First up, make sure your feet are placed in an ollie position on your board. Your back foot should be at the end of the tail and your front foot should be right behind the back bolts of your front truck (pic 1). To start the ollie, bend down and get ready to jump, then push your back foot down at the same time as you lift your front foot up. At the moment the tail of the board hits the ground, push your ankle up against the nose. This movement makes your board pop into the air. Keep your body and feet centred over your board when it’s off the ground, and on the landing bend your knees down low.
Once you’ve got the technique down, a whole bag of tricks can be yours. I’d move on to the fliptricks. For the kickflip, you do the ollie, but instead of pushing your foot straight
against the nose, you kick your foot out to the side of your board to make it flip.

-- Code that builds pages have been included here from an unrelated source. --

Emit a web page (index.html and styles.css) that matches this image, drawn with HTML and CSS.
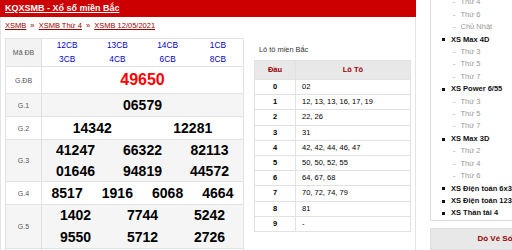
FILE: index.html
```html
<!DOCTYPE html>
<html lang="vi">
<head>
<meta charset="utf-8">
<title>KQXSMB - Xổ số miền Bắc</title>
<link rel="stylesheet" href="styles.css">
</head>
<body>
<div class="page">
  <div class="main">
    <h2 class="title"><a href="#">KQXSMB - Xổ số miền Bắc</a></h2>
    <div class="content">
      <div class="crumb"><a href="#">XSMB</a> <span class="sep">»</span> <a href="#">XSMB Thứ 4</a> <span class="sep">»</span> <a href="#">XSMB 12/05/2021</a></div>
      <div class="cols">
        <table class="kq">
          <colgroup><col class="c-label"><col></colgroup>
          <tr class="row-code">
            <td class="label">Mã ĐB</td>
            <td><div class="codes"><span>12CB</span><span>13CB</span><span>14CB</span><span>1CB</span><span>3CB</span><span>4CB</span><span>6CB</span><span>8CB</span></div></td>
          </tr>
          <tr>
            <td class="label">G.ĐB</td>
            <td><div class="nums special"><span>49650</span></div></td>
          </tr>
          <tr class="alt">
            <td class="label">G.1</td>
            <td><div class="nums"><span>06579</span></div></td>
          </tr>
          <tr>
            <td class="label">G.2</td>
            <td><div class="nums n2"><span>14342</span><span>12281</span></div></td>
          </tr>
          <tr class="alt">
            <td class="label">G.3</td>
            <td><div class="nums n3"><span>41247</span><span>66322</span><span>82113</span><span>01646</span><span>94819</span><span>44572</span></div></td>
          </tr>
          <tr>
            <td class="label">G.4</td>
            <td><div class="nums n4"><span>8517</span><span>1916</span><span>6068</span><span>4664</span></div></td>
          </tr>
          <tr class="alt">
            <td class="label">G.5</td>
            <td><div class="nums n3 g5"><span>1402</span><span>7744</span><span>5242</span><span>9550</span><span>5712</span><span>2726</span></div></td>
          </tr>
          <tr>
            <td class="label">G.6</td>
            <td><div class="nums"></div></td>
          </tr>
        </table>
        <div class="loto">
          <div class="loto-title">Lô tô miền Bắc</div>
          <table class="lt">
            <colgroup><col class="c-dau"><col></colgroup>
            <tr><th>Đầu</th><th>Lô Tô</th></tr>
            <tr><td class="dau">0</td><td>02</td></tr>
            <tr><td class="dau">1</td><td>12, 13, 13, 16, 17, 19</td></tr>
            <tr><td class="dau">2</td><td>22, 26</td></tr>
            <tr><td class="dau">3</td><td>31</td></tr>
            <tr><td class="dau">4</td><td>42, 42, 44, 46, 47</td></tr>
            <tr><td class="dau">5</td><td>50, 50, 52, 55</td></tr>
            <tr><td class="dau">6</td><td>64, 67, 68</td></tr>
            <tr><td class="dau">7</td><td>70, 72, 74, 79</td></tr>
            <tr><td class="dau">8</td><td>81</td></tr>
            <tr><td class="dau">9</td><td>-</td></tr>
          </table>
        </div>
      </div>
    </div>
  </div>
  <aside class="side">
    <div class="box menu">
      <ul>
        <li class="grp">XS Mega 6/45</li>
        <li class="sub">Thứ 4</li>
        <li class="sub">Thứ 6</li>
        <li class="sub">Chủ Nhật</li>
        <li class="grp">XS Max 4D</li>
        <li class="sub">Thứ 3</li>
        <li class="sub">Thứ 5</li>
        <li class="sub">Thứ 7</li>
        <li class="grp">XS Power 6/55</li>
        <li class="sub">Thứ 3</li>
        <li class="sub">Thứ 5</li>
        <li class="sub">Thứ 7</li>
        <li class="grp">XS Max 3D</li>
        <li class="sub">Thứ 2</li>
        <li class="sub">Thứ 4</li>
        <li class="sub">Thứ 6</li>
        <li class="grp">XS Điện toán 6x36</li>
        <li class="grp">XS Điện toán 123</li>
        <li class="grp">XS Thần tài 4</li>
      </ul>
    </div>
    <div class="box dove">
      <div class="dove-h">Dò Vé Số</div>
      <div class="dove-b"></div>
    </div>
  </aside>
</div>
</body>
</html>
```
FILE: styles.css
```css
html, body {
  margin: 0;
  padding: 0;
  overflow: hidden;
  background: #fff;
}
body {
  font-family: "Liberation Sans", Arial, sans-serif;
  color: #000;
}
.page {
  display: flex;
  width: 580px;
  align-items: flex-start;
}
.main {
  flex: 0 0 416px;
  width: 416px;
}
.title {
  margin: 0;
  height: 17px;
  line-height: 17px;
  background: #cc0000;
  padding-left: 5px;
  font-size: 9px;
  font-weight: bold;
}
.title a {
  color: #fff;
  text-decoration: underline;
}
.content {
  border-left: 1px solid #e4e4e4;
  border-right: 1px solid #e4e4e4;
  padding: 0 4px 40px;
}
.crumb {
  padding-top: 3px;
  line-height: 11px;
  font-size: 7.5px;
  color: #990000;
  margin-bottom: 7px;
}
.crumb a {
  color: #990000;
  text-decoration: underline;
}
.crumb .sep {
  padding: 0 2px;
}
.cols {
  display: flex;
  align-items: flex-start;
}
.kq {
  width: 239px;
  flex: 0 0 239px;
  border-collapse: collapse;
  table-layout: fixed;
}
.kq .c-label {
  width: 36px;
}
.kq td {
  border: 1px solid #e2e2e2;
  padding: 0;
  text-align: center;
  vertical-align: middle;
}
.kq tr.alt td {
  background: #f5f5f5;
}
.kq td.label {
  font-size: 7px;
  color: #555;
}
.kq .row-code td.label {
  background: #f3f3f3;
}
.codes {
  display: grid;
  grid-template-columns: repeat(4, 1fr);
  font-size: 8.3px;
  line-height: 13.5px;
  color: #0000cc;
}
.nums {
  display: grid;
  grid-template-columns: 1fr;
  font-size: 14px;
  font-weight: bold;
  line-height: 22px;
}
.nums.special {
  color: #ff0000;
  font-size: 16px;
  line-height: 26px;
}
.nums.n2 {
  grid-template-columns: repeat(2, 1fr);
}
.nums.n3 {
  grid-template-columns: repeat(3, 1fr);
  line-height: 20.5px;
}
.nums.g5 {
  line-height: 21.5px;
}
.nums.n4 {
  grid-template-columns: repeat(4, 1fr);
}
.loto {
  flex: 1;
  padding-left: 10px;
}
.loto-title {
  font-size: 7.4px;
  color: #333;
  line-height: 11px;
  margin: 6px 0 5px 5px;
}
.lt {
  width: 100%;
  border-collapse: collapse;
  table-layout: fixed;
  font-size: 7.5px;
}
.lt .c-dau {
  width: 41px;
}
.lt th {
  background: #e8e8e8;
  color: #990000;
  font-weight: bold;
  line-height: 18px;
  border: 1px solid #e2e2e2;
  padding: 0;
}
.lt td {
  border: 1px solid #e2e2e2;
  line-height: 14.2px;
  padding: 0 0 0 6px;
}
.lt td.dau {
  text-align: center;
  padding: 0;
  font-weight: bold;
}
.side {
  flex: 0 0 150px;
  padding-left: 14px;
}
.box {
  border: 1px solid #dedede;
  background: #fff;
  width: 128px;
}
.menu {
  margin-top: -17px;
}
.menu ul {
  list-style: none;
  margin: 0;
  padding: 0 0 0 11px;
  font-size: 7.5px;
  line-height: 12.4px;
}
.menu li.grp {
  font-weight: bold;
  color: #111;
  display: flex;
  align-items: center;
}
.menu li.grp::before {
  content: "";
  width: 3px;
  height: 3px;
  background: #111;
  margin-right: 6px;
}
.menu li.sub {
  color: #999;
  padding-left: 11px;
}
.menu li.sub::before {
  content: "-";
  margin-right: 5px;
}
.dove {
  margin-top: 7px;
}
.dove-h {
  background: #e8e8e8;
  color: #990000;
  font-weight: bold;
  font-size: 8px;
  line-height: 20px;
  text-align: center;
  border-bottom: 1px solid #dedede;
}
.dove-b {
  height: 30px;
}
```
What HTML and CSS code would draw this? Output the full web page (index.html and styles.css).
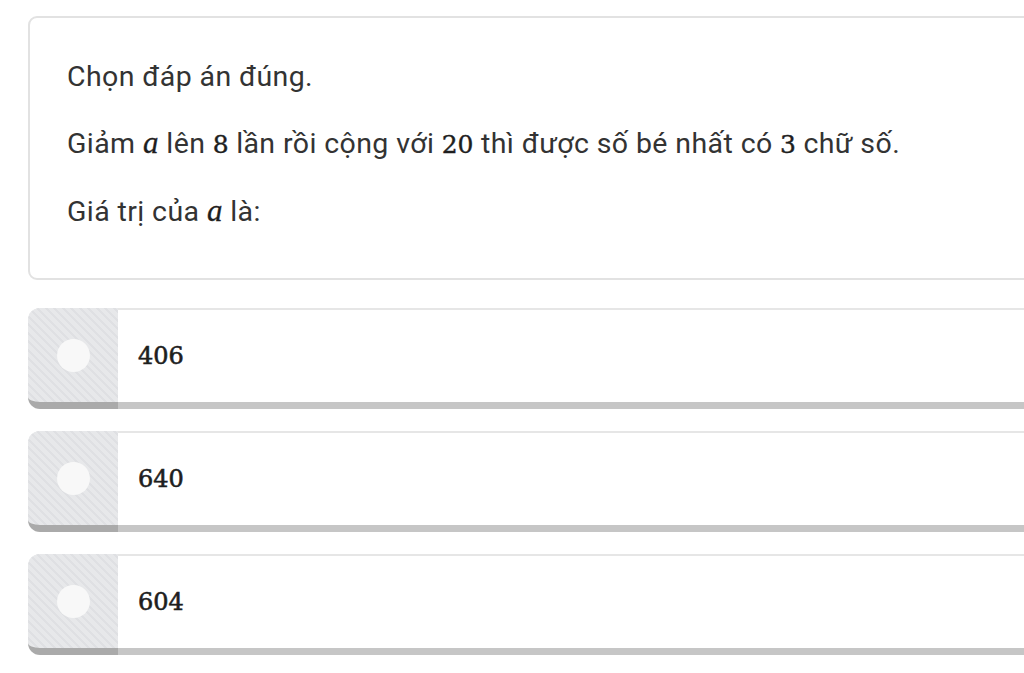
FILE: index.html
```html
<!DOCTYPE html>
<html lang="vi">
<head>
    <meta charset="UTF-8" />
    <meta name="viewport" content="width=device-width, initial-scale=1" />
    <title>Chọn đáp án đúng</title>
    <link rel="stylesheet" href="styles.css">
</head>
<body>
    <main class="quiz">
        <section class="question">
            <p>Chọn đáp án đúng.</p>
            <p>Giảm <span class="math-var">a</span> lên <span class="math-num">8</span> lần rồi cộng với <span class="math-num">20</span> thì được số bé nhất có <span class="math-num">3</span> chữ số.</p>
            <p>Giá trị của <span class="math-var">a</span> là:</p>
        </section>

        <div class="options">
            <label class="option">
                <span class="option-mark"><span class="dot"></span></span>
                <span class="option-text">406</span>
            </label>
            <label class="option">
                <span class="option-mark"><span class="dot"></span></span>
                <span class="option-text">640</span>
            </label>
            <label class="option">
                <span class="option-mark"><span class="dot"></span></span>
                <span class="option-text">604</span>
            </label>
        </div>
    </main>
</body>
</html>
```

FILE: styles.css
```css
body {
    margin: 0;
    background-color: #ffffff;
    font-family: Roboto, "Liberation Sans", Arial, sans-serif;
    color: #333;
    overflow: hidden;
}
.quiz {
    padding: 16px 0 0 28px;
    width: 1030px;
}
.question {
    border: 2px solid #e2e2e2;
    border-radius: 9px;
    padding: 41px 30px 48px 37px;
}
.question p {
    margin: 0 0 30px;
    font-size: 28.5px;
    letter-spacing: 0.4px;
    line-height: 36px;
    white-space: nowrap;
}
.question p:last-child {
    margin-bottom: 0;
}
.math-var {
    font-family: "Liberation Serif", "DejaVu Serif", serif;
    font-style: italic;
    font-size: 31px;
    color: #1e1e1e;
    -webkit-text-stroke: 0.3px #1e1e1e;
}
.math-num {
    font-family: "DejaVu Serif", "Liberation Serif", serif;
    font-size: 25px;
    letter-spacing: 0;
    color: #1e1e1e;
    -webkit-text-stroke: 0.4px #1e1e1e;
}
.options {
    margin-top: 28px;
    display: flex;
    flex-direction: column;
    gap: 22px;
}
.option {
    display: flex;
    height: 101px;
    cursor: pointer;
}
.option-mark {
    width: 90px;
    display: flex;
    align-items: center;
    justify-content: center;
    border-radius: 12px 0 0 12px;
    border-bottom: 7px solid #aaaaaa;
    background-color: #e2e3e5;
    background-image: repeating-linear-gradient(45deg, #dfe0e3 0 2px, #e7e8ea 2px 6px);
}
.dot {
    width: 33px;
    height: 33px;
    border-radius: 50%;
    background-color: #f8f8f8;
}
.option-text {
    flex: 1;
    display: flex;
    align-items: center;
    padding-left: 20px;
    border-top: 2px solid #e6e6e6;
    border-bottom: 7px solid #c6c6c6;
    font-family: "DejaVu Serif", "Liberation Serif", serif;
    font-size: 24px;
    color: #1e1e1e;
    -webkit-text-stroke: 0.6px #1e1e1e;
}
```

To learn frontside noseslides you need to be able to do an ollie and, at the same time, do a 90 degree turn against the curb or ledge. When you’re in the 90 degree ollie position, move your foot up to the nose and keep it there until you hit the curb or ledge. When you hit it, push your front foot down to lock the nose on the curb, and keep that position while you slide.
Top Tips for The Ollie
1. Trust your board
2. Have confidence in yourself
3. Freakin’ do iT!
Back to Basics
If you’re just starting out on a skateboard, here’s how to escape the ruts early on.
The most important thing to learn when you want to go fast is that your front foot should be pointing straight forwards on the board as you kick with your back foot. This gives you more control and makes your board go straight. Then, when you put your back foot on your board to skate, turn your front foot across your board. Again, this will keep you in control. Don’t use your front foot for kicking, that’s what’s called “mongo”. You can’t go as fast, you lose control and it seriously looks bad!